>> BEGIN Given material

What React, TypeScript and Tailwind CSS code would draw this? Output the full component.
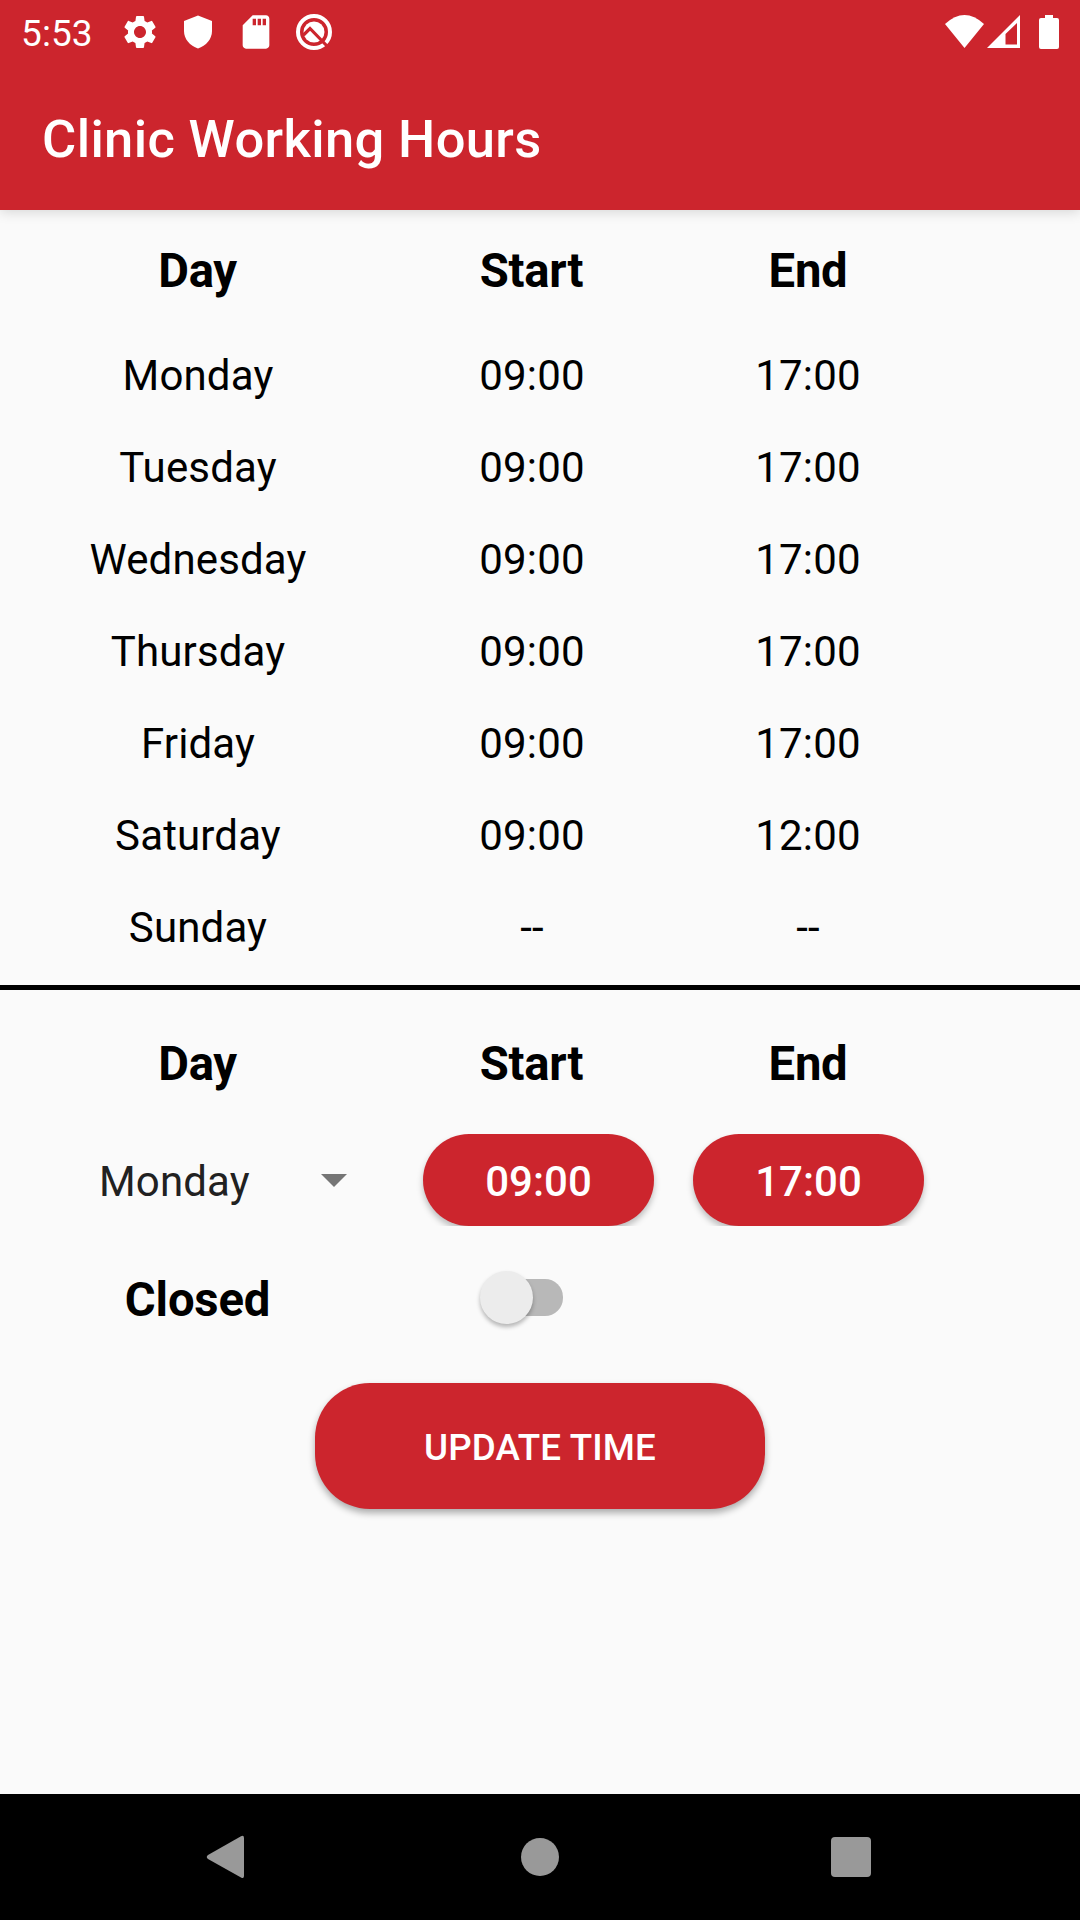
import { useState } from "react";
import { MdSettings, MdSdCard } from "react-icons/md";

const hours = [
  ["Monday", "09:00", "17:00"],
  ["Tuesday", "09:00", "17:00"],
  ["Wednesday", "09:00", "17:00"],
  ["Thursday", "09:00", "17:00"],
  ["Friday", "09:00", "17:00"],
  ["Saturday", "09:00", "12:00"],
  ["Sunday", "--", "--"],
];

function StatusBar() {
  return (
    <div className="flex h-[63px] items-center justify-between pl-[21px] pr-[21px]">
      <div className="flex items-center">
        <span className="w-[99px] pt-[3px] text-[37px] leading-[63px] tracking-[0.1px]">5:53</span>
        <MdSettings className="size-[40px]" />
        <svg className="ml-[18px] size-[40px]" viewBox="0 0 40 40" fill="currentColor">
          <path d="M20 3.5 L34 9 V19 C34 27 28 34 20 36.500 C12 34 6 27 6 19 V9 Z" />
        </svg>
        <MdSdCard className="ml-[18px] size-[40px]" />
        <svg className="ml-[18px] size-[40px]" viewBox="0 0 40 40" fill="none">
          <circle cx="20" cy="20" r="16" stroke="white" strokeWidth="4" />
          <circle cx="20" cy="20" r="10.5" fill="white" />
          <path d="M9.500 23 L16 16.500 L34 35" stroke="#cc252d" strokeWidth="3.2" />
        </svg>
      </div>
      <svg className="h-[40px] w-[115px]" viewBox="944 11 115 40" fill="none">
        <path d="M945 23 Q964.500 5 984 23 L964.500 47 Z" fill="white" />
        <path d="M987 47 L1020 14 V47 Z M1005.500 33 V43.500 H1017 V22 Z" fill="white" fillRule="evenodd" />
        <path d="M1045 14 H1053 V17 H1057 Q1059 17 1059 19 V46 Q1059 48 1057 48 H1041 Q1039 48 1039 46 V19 Q1039 17 1041 17 H1045 Z" fill="white" />
      </svg>
    </div>
  );
}

function Headings() {
  return (
    <div className="grid h-[120px] grid-cols-[395px_273px_280px] items-center pt-[2px] text-center text-[47.25px] font-bold leading-[56px] tracking-[-0.3px]">
      <span>Day</span>
      <span>Start</span>
      <span>End</span>
    </div>
  );
}

function TimeButton({ children }: { children: string }) {
  return (
    <div className="h-[92px] overflow-y-clip">
      <button className="h-[92px] w-[231px] rounded-[46px] bg-[#cc252d] pt-[2px] text-[42px] font-medium leading-[90px] text-white shadow-[0_4px_6px_rgba(0,0,0,0.25)]">
        <span className="block pt-px">{children}</span>
      </button>
    </div>
  );
}

export default function App() {
  const [closed, setClosed] = useState(false);
  return (
    <div className="flex h-[1920px] w-[1080px] flex-col overflow-hidden bg-[#fafafa] font-['Roboto',sans-serif] text-black">
      <header className="z-10 h-[210px] shrink-0 bg-[#cc252d] text-white shadow-[0_2px_12px_rgba(0,0,0,0.15)]">
        <StatusBar />
        <h1 className="pl-[42px] pt-px text-[52.5px] font-medium leading-[150px] tracking-[0.36px]">Clinic Working Hours</h1>
      </header>

      <main className="flex-1">
        <Headings />
        <div className="h-[655px]">
          {hours.map(([day, start, end]) => (
            <div key={day} className="grid h-[92px] grid-cols-[396px_272px_280px] text-center text-[42px] leading-[92px] tracking-[0.15px]">
              <span>{day}</span>
              <span>{start}</span>
              <span>{end}</span>
            </div>
          ))}
        </div>
        <div className="h-[5px] bg-black" />
        <div className="pt-[13px]">
          <Headings />
        </div>
        <div className="mt-[11px] flex h-[92px]">
          <button className="flex w-[423px] items-center pl-[99px] text-[#212121]">
            <span className="w-[222px] pt-1 text-left text-[42px] leading-[92px] tracking-[0.15px]">Monday</span>
            <svg className="h-[13px] w-[26px]" viewBox="0 0 26 13">
              <path d="M0 0 H26 L13 13 Z" fill="#757575" />
            </svg>
          </button>
          <div className="flex gap-[39px]">
            <TimeButton>09:00</TimeButton>
            <TimeButton>17:00</TimeButton>
          </div>
        </div>
        <div className="mt-[11px] flex h-[120px] items-center">
          <span className="w-[395px] pt-[6px] text-center text-[47.25px] font-bold leading-[56px] tracking-[-0.2px]">Closed</span>
          <button
            role="switch"
            aria-checked={closed}
            aria-label="Closed"
            onClick={() => setClosed(!closed)}
            className="ml-[85px] flex h-[53px] w-[83px] items-center"
          >
            <span className="ml-[8px] h-[37px] w-[75px] rounded-[18px] bg-[#b8b8b8]" />
            <span className="-ml-[83px] size-[53px] shrink-0 rounded-full bg-[#ececec] shadow-[0_3px_4px_rgba(0,0,0,0.28)]" />
          </button>
        </div>
        <div className="mt-[26px] flex justify-center">
          <button className="h-[126px] w-[450px] rounded-[55px] bg-[#cc252d] pt-[4px] text-[36.75px] font-medium tracking-[0.15px] text-white shadow-[0_4px_7px_rgba(0,0,0,0.32)]">
            UPDATE TIME
          </button>
        </div>
      </main>

      <nav className="flex h-[126px] shrink-0 items-center bg-black pl-[206px] text-[#999999]">
        <svg className="h-[44px] w-[38px]" viewBox="0 0 38 44" fill="currentColor">
          <path d="M35 1.200 Q38 0 38 3 V41 Q38 44 35 42.500 L2 24 Q-0.500 22 2 20 Z" />
        </svg>
        <span className="ml-[277px] size-[38px] rounded-full bg-[#999999]" />
        <span className="ml-[272px] size-[40px] rounded-[4px] bg-[#999999]" />
      </nav>
    </div>
  );
}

>> END Given material

▶ **What you are asked to do**:
Take the listing and print it again exactly, but without any pictures.

▶ **Right answer**:
What React, TypeScript and Tailwind CSS code would draw this? Output the full component.
import { useState } from "react";
import { MdSettings, MdSdCard } from "react-icons/md";

const hours = [
  ["Monday", "09:00", "17:00"],
  ["Tuesday", "09:00", "17:00"],
  ["Wednesday", "09:00", "17:00"],
  ["Thursday", "09:00", "17:00"],
  ["Friday", "09:00", "17:00"],
  ["Saturday", "09:00", "12:00"],
  ["Sunday", "--", "--"],
];

function StatusBar() {
  return (
    <div className="flex h-[63px] items-center justify-between pl-[21px] pr-[21px]">
      <div className="flex items-center">
        <span className="w-[99px] pt-[3px] text-[37px] leading-[63px] tracking-[0.1px]">5:53</span>
        <MdSettings className="size-[40px]" />
        <svg className="ml-[18px] size-[40px]" viewBox="0 0 40 40" fill="currentColor">
          <path d="M20 3.5 L34 9 V19 C34 27 28 34 20 36.500 C12 34 6 27 6 19 V9 Z" />
        </svg>
        <MdSdCard className="ml-[18px] size-[40px]" />
        <svg className="ml-[18px] size-[40px]" viewBox="0 0 40 40" fill="none">
          <circle cx="20" cy="20" r="16" stroke="white" strokeWidth="4" />
          <circle cx="20" cy="20" r="10.5" fill="white" />
          <path d="M9.500 23 L16 16.500 L34 35" stroke="#cc252d" strokeWidth="3.2" />
        </svg>
      </div>
      <svg className="h-[40px] w-[115px]" viewBox="944 11 115 40" fill="none">
        <path d="M945 23 Q964.500 5 984 23 L964.500 47 Z" fill="white" />
        <path d="M987 47 L1020 14 V47 Z M1005.500 33 V43.500 H1017 V22 Z" fill="white" fillRule="evenodd" />
        <path d="M1045 14 H1053 V17 H1057 Q1059 17 1059 19 V46 Q1059 48 1057 48 H1041 Q1039 48 1039 46 V19 Q1039 17 1041 17 H1045 Z" fill="white" />
      </svg>
    </div>
  );
}

function Headings() {
  return (
    <div className="grid h-[120px] grid-cols-[395px_273px_280px] items-center pt-[2px] text-center text-[47.25px] font-bold leading-[56px] tracking-[-0.3px]">
      <span>Day</span>
      <span>Start</span>
      <span>End</span>
    </div>
  );
}

function TimeButton({ children }: { children: string }) {
  return (
    <div className="h-[92px] overflow-y-clip">
      <button className="h-[92px] w-[231px] rounded-[46px] bg-[#cc252d] pt-[2px] text-[42px] font-medium leading-[90px] text-white shadow-[0_4px_6px_rgba(0,0,0,0.25)]">
        <span className="block pt-px">{children}</span>
      </button>
    </div>
  );
}

export default function App() {
  const [closed, setClosed] = useState(false);
  return (
    <div className="flex h-[1920px] w-[1080px] flex-col overflow-hidden bg-[#fafafa] font-['Roboto',sans-serif] text-black">
      <header className="z-10 h-[210px] shrink-0 bg-[#cc252d] text-white shadow-[0_2px_12px_rgba(0,0,0,0.15)]">
        <StatusBar />
        <h1 className="pl-[42px] pt-px text-[52.5px] font-medium leading-[150px] tracking-[0.36px]">Clinic Working Hours</h1>
      </header>

      <main className="flex-1">
        <Headings />
        <div className="h-[655px]">
          {hours.map(([day, start, end]) => (
            <div key={day} className="grid h-[92px] grid-cols-[396px_272px_280px] text-center text-[42px] leading-[92px] tracking-[0.15px]">
              <span>{day}</span>
              <span>{start}</span>
              <span>{end}</span>
            </div>
          ))}
        </div>
        <div className="h-[5px] bg-black" />
        <div className="pt-[13px]">
          <Headings />
        </div>
        <div className="mt-[11px] flex h-[92px]">
          <button className="flex w-[423px] items-center pl-[99px] text-[#212121]">
            <span className="w-[222px] pt-1 text-left text-[42px] leading-[92px] tracking-[0.15px]">Monday</span>
            <svg className="h-[13px] w-[26px]" viewBox="0 0 26 13">
              <path d="M0 0 H26 L13 13 Z" fill="#757575" />
            </svg>
          </button>
          <div className="flex gap-[39px]">
            <TimeButton>09:00</TimeButton>
            <TimeButton>17:00</TimeButton>
          </div>
        </div>
        <div className="mt-[11px] flex h-[120px] items-center">
          <span className="w-[395px] pt-[6px] text-center text-[47.25px] font-bold leading-[56px] tracking-[-0.2px]">Closed</span>
          <button
            role="switch"
            aria-checked={closed}
            aria-label="Closed"
            onClick={() => setClosed(!closed)}
            className="ml-[85px] flex h-[53px] w-[83px] items-center"
          >
            <span className="ml-[8px] h-[37px] w-[75px] rounded-[18px] bg-[#b8b8b8]" />
            <span className="-ml-[83px] size-[53px] shrink-0 rounded-full bg-[#ececec] shadow-[0_3px_4px_rgba(0,0,0,0.28)]" />
          </button>
        </div>
        <div className="mt-[26px] flex justify-center">
          <button className="h-[126px] w-[450px] rounded-[55px] bg-[#cc252d] pt-[4px] text-[36.75px] font-medium tracking-[0.15px] text-white shadow-[0_4px_7px_rgba(0,0,0,0.32)]">
            UPDATE TIME
          </button>
        </div>
      </main>

      <nav className="flex h-[126px] shrink-0 items-center bg-black pl-[206px] text-[#999999]">
        <svg className="h-[44px] w-[38px]" viewBox="0 0 38 44" fill="currentColor">
          <path d="M35 1.200 Q38 0 38 3 V41 Q38 44 35 42.500 L2 24 Q-0.500 22 2 20 Z" />
        </svg>
        <span className="ml-[277px] size-[38px] rounded-full bg-[#999999]" />
        <span className="ml-[272px] size-[40px] rounded-[4px] bg-[#999999]" />
      </nav>
    </div>
  );
}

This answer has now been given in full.